I'll sketch a correct, poly-time algorithm. Undoubtedly there are data-structural improvements to be made, but I believe that a better understanding of this problem in particular will be required to search very large datasets (or, perhaps, an ad-hoc upper bound on the dimensions of the box containing the polygon).

The main loop consists of guessing the lowest point p in the largest convex polygon (breaking ties in favor of the leftmost point) and then computing the largest convex polygon that can be with p and points q such that (q.y > p.y) || (q.y == p.y && q.x > p.x).

The dynamic program relies on the same geometric facts as Graham's scan. Assume without loss of generality that p = (0, 0) and sort the points q in order of the counterclockwise angle they make with the x-axis (compare two points by considering the sign of their dot product). Let the points in sorted order be q1, …, qn. Let q0 = p. For each 0 ≤ i < j ≤ n, we're going to compute the largest convex polygon on points q0, a subset of q1, …, qi - 1, qi, and qj.
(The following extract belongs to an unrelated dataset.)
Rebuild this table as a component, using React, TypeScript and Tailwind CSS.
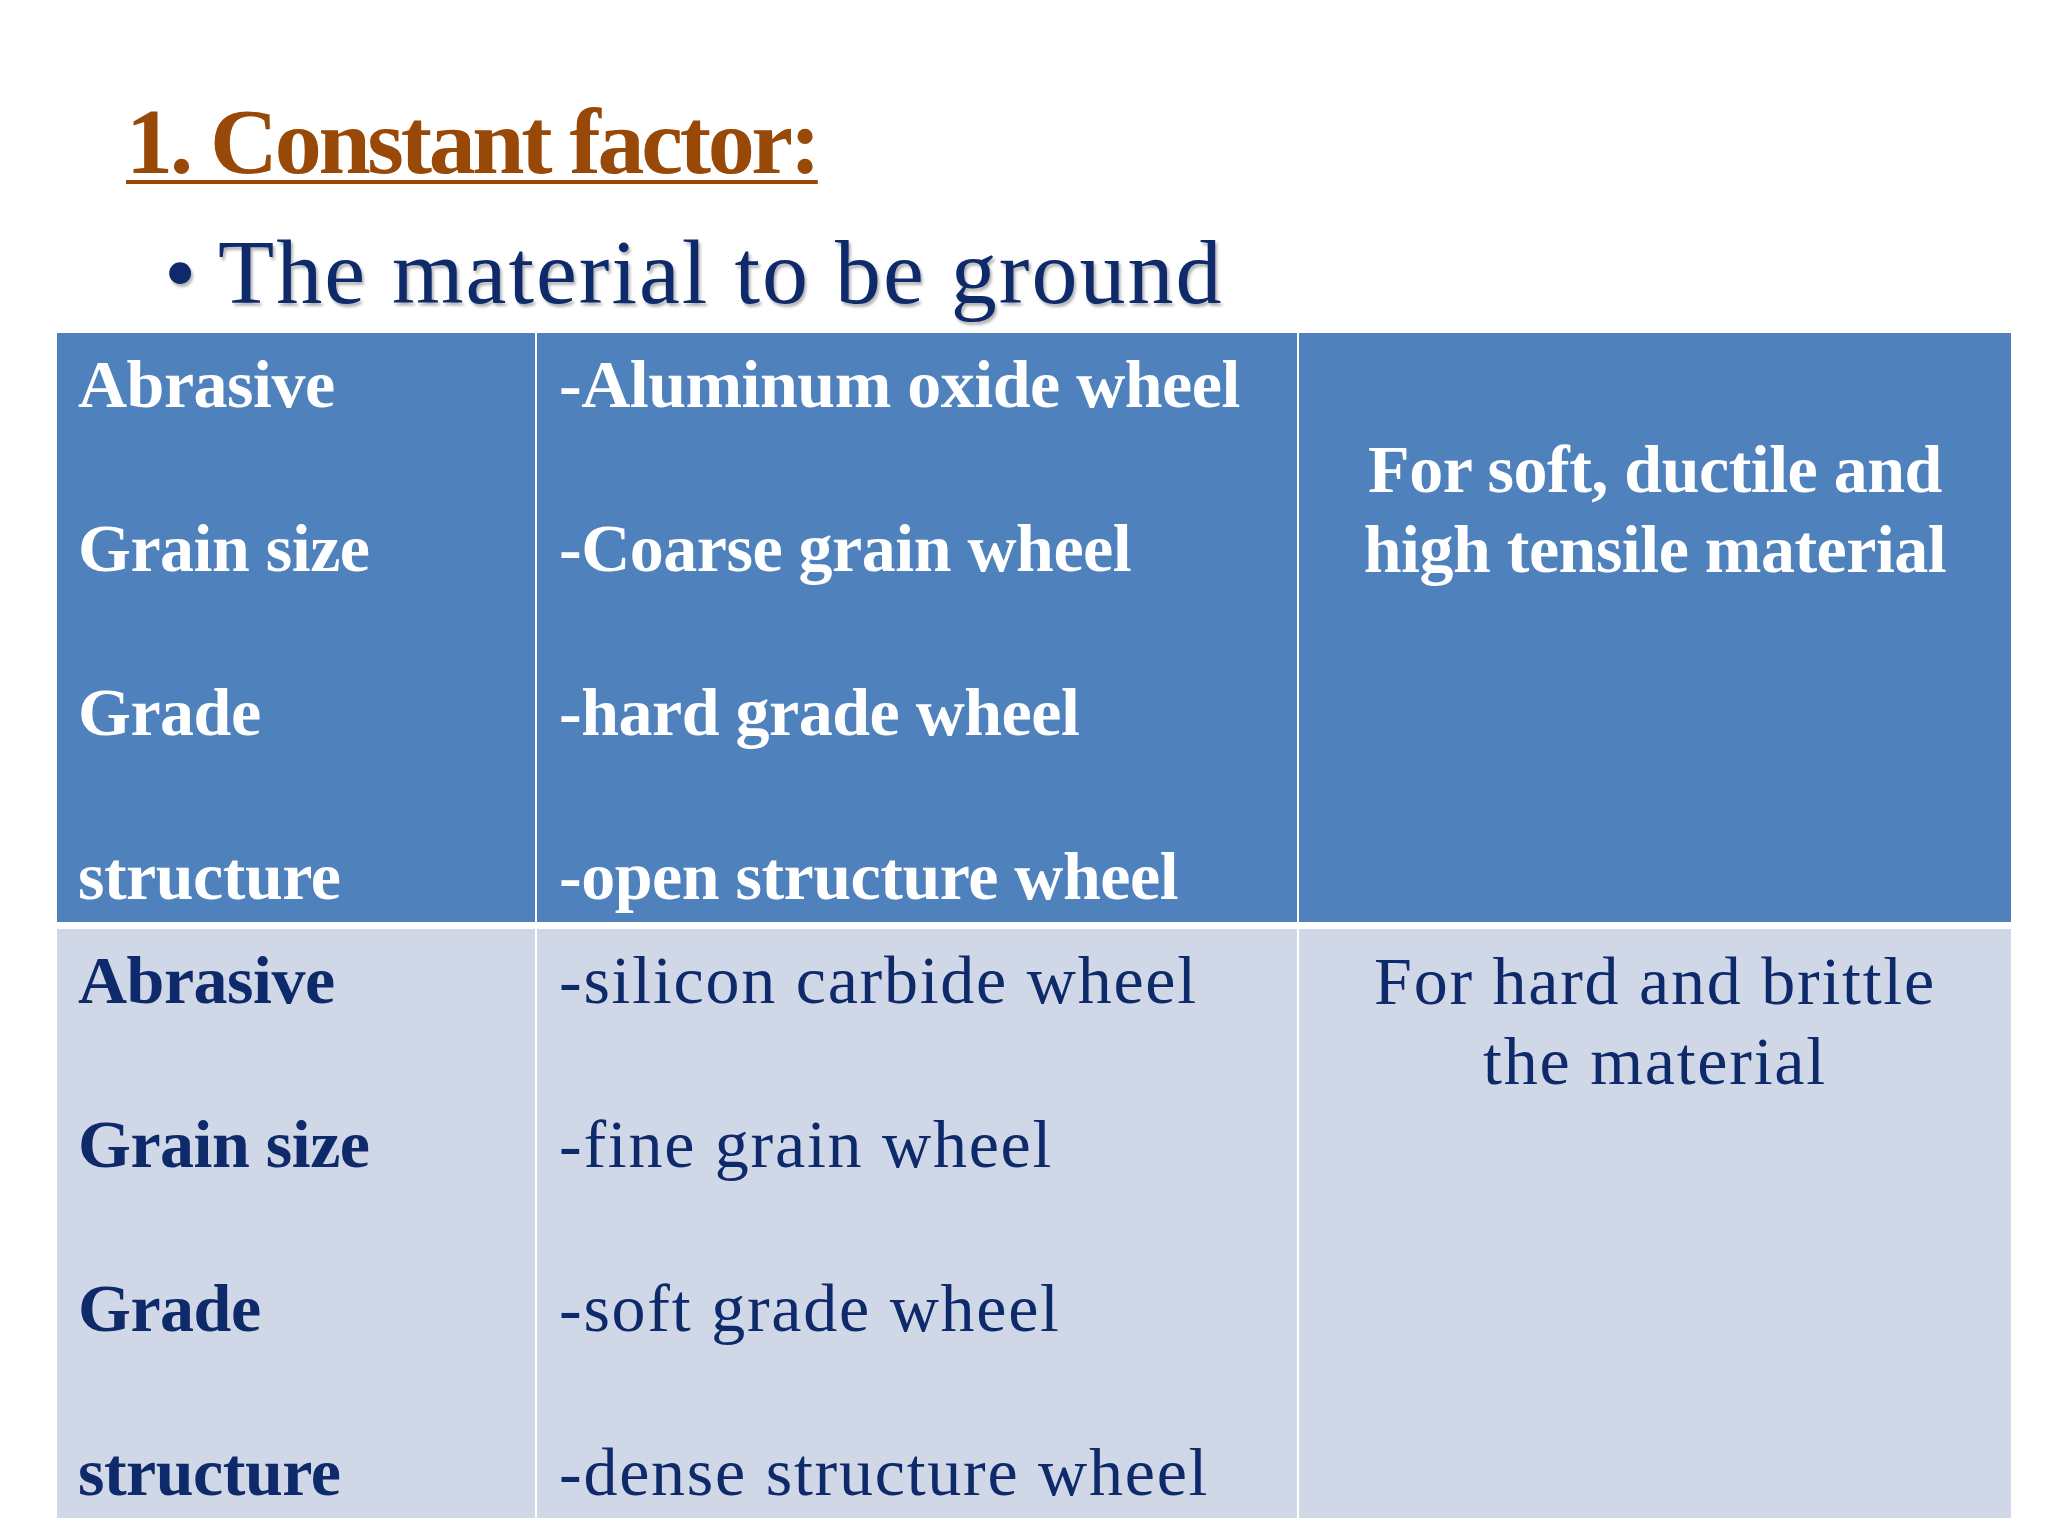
import React from "react";

const serif = "font-['Liberation_Serif','Times_New_Roman',serif]";

function Lines({ lines }: { lines: string[] }) {
  return (
    <div>
      {lines.map((l, i) => (
        <div key={i} className="h-[82px] leading-[82px] whitespace-nowrap">
          {l || "\u00a0"}
        </div>
      ))}
    </div>
  );
}

export default function App() {
  const regular = "font-normal tracking-[1.75px]";
  const bold = "font-bold tracking-[-0.5px]";
  return (
    <div className={`w-[2048px] h-[1536px] bg-white overflow-hidden ${serif}`}>
      <div className="pt-[94px] pl-[126px]">
        <div className="text-[94px] leading-[94px] h-[94px] font-bold tracking-[-3.3px] text-[#984807] underline decoration-[4px] underline-offset-[7px] whitespace-nowrap">
          1. Constant factor:
        </div>
      </div>
      <div className="mt-[38px] pl-[164px] flex items-start text-[#0f2a6b] [text-shadow:2px_3px_3px_rgba(0,0,0,0.3)]">
        <span className="text-[92px] leading-[92px] h-[92px] w-[54px]">•</span>
        <span className="text-[92px] leading-[92px] h-[92px] tracking-[2px] whitespace-nowrap">
          The material to be ground
        </span>
      </div>
      <div className="mt-[15px] ml-[57px] grid grid-cols-[478px_760px_712px] grid-rows-[589px_589px] gap-x-[2px] gap-y-[7px] bg-white text-[68px]">
        <div className={`bg-[#4f81bd] text-white pl-[21px] pt-[10px] ${bold}`}>
          <Lines lines={["Abrasive", "", "Grain size", "", "Grade", "", "structure"]} />
        </div>
        <div className={`bg-[#4f81bd] text-white pl-[22px] pt-[10px] ${bold}`}>
          <Lines
            lines={[
              "-Aluminum oxide wheel",
              "",
              "-Coarse grain wheel",
              "",
              "-hard grade wheel",
              "",
              "-open structure wheel",
            ]}
          />
        </div>
        <div className={`bg-[#4f81bd] text-white pt-[96px] text-center ${bold}`}>
          <div className="leading-[80px]">
            For soft, ductile and
            <br />
            high tensile material
          </div>
        </div>
        <div className={`bg-[#d0d8e8] text-[#0f2a6b] pl-[21px] pt-[10px] ${bold}`}>
          <Lines lines={["Abrasive", "", "Grain size", "", "Grade", "", "structure"]} />
        </div>
        <div className={`bg-[#d0d8e8] text-[#0f2a6b] pl-[22px] pt-[10px] ${regular}`}>
          <Lines
            lines={[
              "-silicon carbide wheel",
              "",
              "-fine grain wheel",
              "",
              "-soft grade wheel",
              "",
              "-dense structure wheel",
            ]}
          />
        </div>
        <div className={`bg-[#d0d8e8] text-[#0f2a6b] pt-[12px] text-center ${regular}`}>
          <div className="leading-[80px]">
            For hard and brittle
            <br />
            the material
          </div>
        </div>
      </div>
    </div>
  );
}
The base cases where i = 0 are easy, since the only “polygon” is the zero-area segment q0qj. Inductively, to compute the (i, j) entry, we're going to try, for all 0 ≤ k ≤ i, extending the (k, i) polygon with (i, j). When can we do this? In the first place, the triangle q0qiqj must not contain other points. The other condition is that the angle qkqiqj had better not be a right turn (once again, check the sign of the appropriate dot product).

At the end, return the largest polygon found. Why does this work? It's not hard to prove that convex polygons have the optimal substructure required by the dynamic program and that the program considers exactly those polygons satisfying Graham's characterization of convexity.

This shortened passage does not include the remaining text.